By going back in time, players figure out the dance crazes of past decades and use these to fight Tan. As ridiculous as it sounds, it helps make sense of this world and does actually add an extra layer and incentive for players to go through each song as they attempt to stop Dr. Tan. While it isn’t going to be a narrative masterpiece like Mass Effect or Bioshock, it does add that little extra hook to go through all of the music in the game and not just focus on the songs that players are most familiar with.
The best addition to multiplayer is the Crew Throwdown mode. Players come up with teams of up to four players each and the Kinect camera randomly selects members of each team to face off. The feature works best for those nights where people want to have a small party but don’t want to go out and spend a lot of money. The random selections by Dance Central 3 for what minigames come up and which players must compete in them make it an ideal party game for anyone who likes to dance.
As with previous Dance Central titles, Dance Central 3 is a must buy for anyone with a Kinect. Even if you don’t go out and dance in the clubs, it is still fun to grab a few drinks (if you are of age of course) and dance to the music of DC3. Those with any experience dancing are going to love the layers of difficulty in the game while anyone whole might not be rhythmically inclined will be happy to find they can still enjoy the game in its easier modes.

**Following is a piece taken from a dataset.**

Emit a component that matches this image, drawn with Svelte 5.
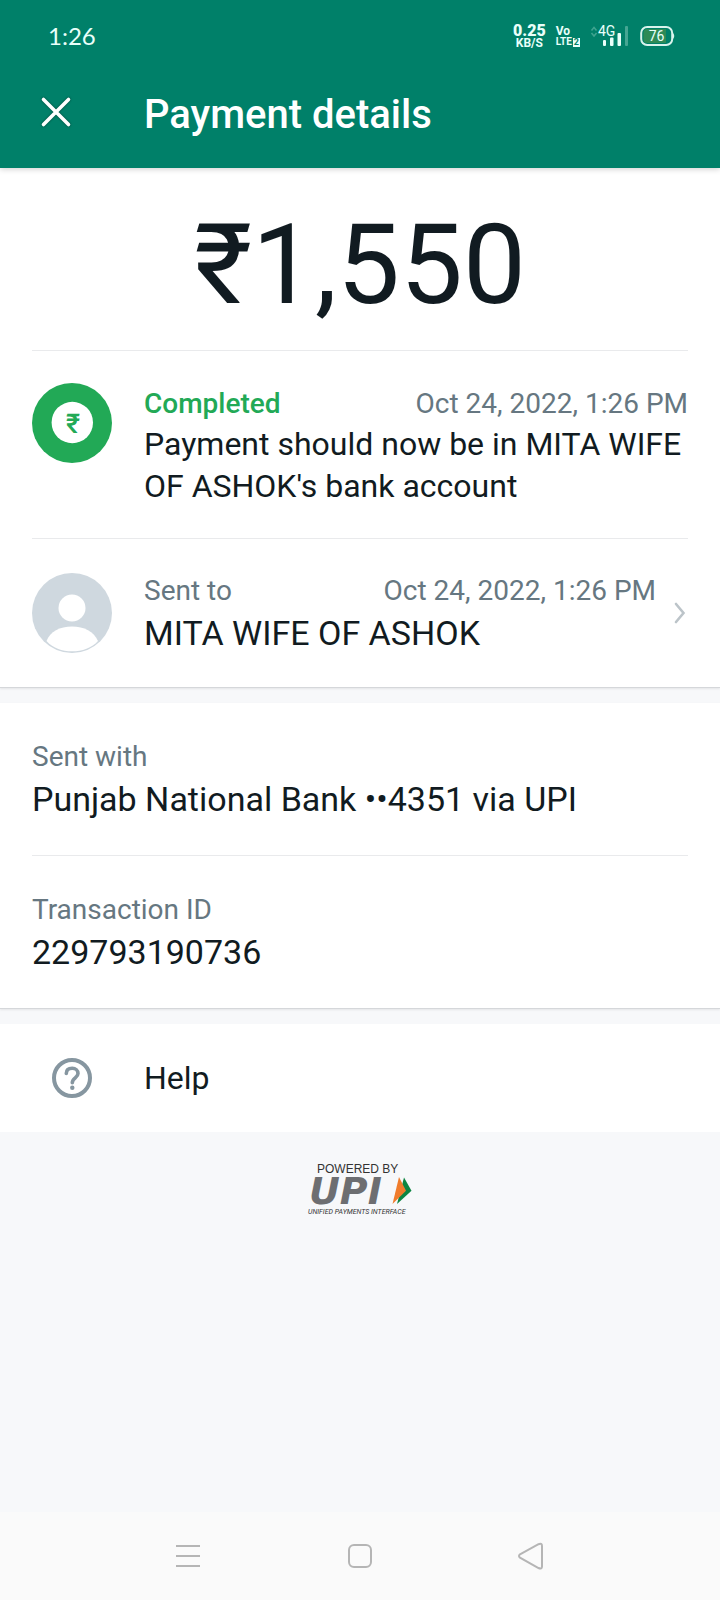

The selection of songs provided in the game will fit most personalities and even some songs that people may think they don’t like will become favorites to dance along to. Dance Central 3 can give a player a workout but it doesn’t feel as intimidating as tossing in a fitness game, even though they may end up burning off more calories in the end. In the end, Dance Central 3 keeps the franchise going strong and atop the party game scene across any platform.